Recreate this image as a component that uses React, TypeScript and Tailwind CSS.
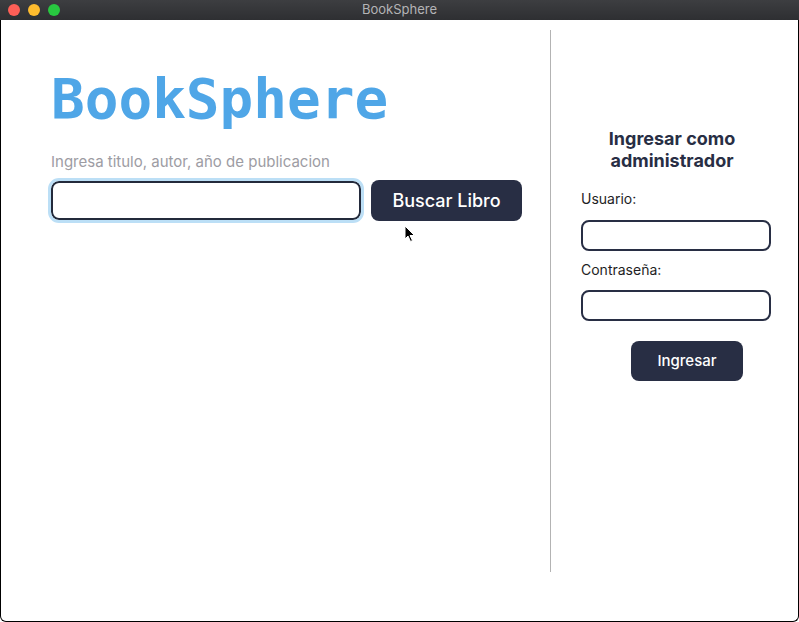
import React from 'react';

const sans = { fontFamily: 'Inter, "Noto Sans", "Liberation Sans", sans-serif' };

function TitleBar() {
  return (
    <div className="relative h-[20px] flex items-center bg-gradient-to-b from-[#3d3e41] to-[#2e2f32]">
      <div className="flex items-center gap-[8px] pl-[8px]">
        <span className="w-[12px] h-[12px] rounded-full bg-[#fe5f57]" />
        <span className="w-[12px] h-[12px] rounded-full bg-[#febc2e]" />
        <span className="w-[12px] h-[12px] rounded-full bg-[#28c840]" />
      </div>
      <div className="absolute inset-0 flex items-center justify-center text-[13px] text-[#b4b4b6]">
        BookSphere
      </div>
    </div>
  );
}

function Cursor() {
  return (
    <svg className="absolute left-[404px] top-[225px]" width="12" height="18" viewBox="0 0 12 18">
      <path d="M1 1 L1 14 L4 11 L6.5 16.5 L8.5 15.5 L6 10.5 L10.5 10.5 Z" fill="#000" stroke="#fff" strokeWidth="1" />
    </svg>
  );
}

export default function App() {
  return (
    <div className="relative w-[799px] h-[622px] flex flex-col bg-white" style={sans}>
      <TitleBar />
      <div className="flex-1 flex items-start pt-[10px] border-x border-b border-black rounded-b-[6px] bg-white">
        {/* search side */}
        <section className="w-[550px] h-[542px] border-r border-[#b3b3b3] pl-[50px] pt-[36px]">
          <h1
            className="text-[56px] leading-[66px] font-bold text-[#4fa6e7]"
            style={{ fontFamily: '"DejaVu Sans Mono", "Liberation Mono", monospace' }}
          >
            BookSphere
          </h1>
          <p className="mt-[21px] text-[15px] leading-[18px] text-[#9d9ca3]">
            Ingresa titulo, autor, año de publicacion
          </p>
          <div className="mt-[9px] flex items-center gap-[10px]">
            <input
              type="text"
              className="w-[310px] h-[39px] rounded-[8px] border-2 border-[#232a3b] outline-[3px] outline-solid outline-[#bcdff6] px-2 text-[16px]"
            />
            <button className="w-[151px] h-[41px] rounded-[8px] bg-[#282e44] text-white text-[18px] font-medium">
              Buscar Libro
            </button>
          </div>
        </section>

        {/* admin login */}
        <section className="flex-1 pt-[98px] pl-[30px] pr-[27px]">
          <h2 className="text-center text-[18px] leading-[22px] font-bold text-[#282e44] pr-[8px]">
            Ingresar como
            <br />
            administrador
          </h2>
          <label className="block mt-[18px] text-[14px] leading-[18px] text-[#1e1e24]">Usuario:</label>
          <input
            type="text"
            className="block mt-[12px] w-[190px] h-[31px] rounded-[8px] border-2 border-[#282e44] outline-none"
          />
          <label className="block mt-[10px] text-[14px] leading-[18px] text-[#1e1e24]">Contraseña:</label>
          <input
            type="password"
            className="block mt-[11px] w-[190px] h-[31px] rounded-[8px] border-2 border-[#282e44] outline-none"
          />
          <button className="block mt-[20px] ml-[50px] w-[112px] h-[40px] rounded-[8px] bg-[#282e44] text-white text-[15px] font-medium">
            Ingresar
          </button>
        </section>
      </div>
      <Cursor />
    </div>
  );
}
------------------------------
= DO THIS =
Pick out each line containing "React" and report it.

= ANSWER TO THIS EXERCISE =
Recreate this image as a component that uses React, TypeScript and Tailwind CSS.
import React from 'react';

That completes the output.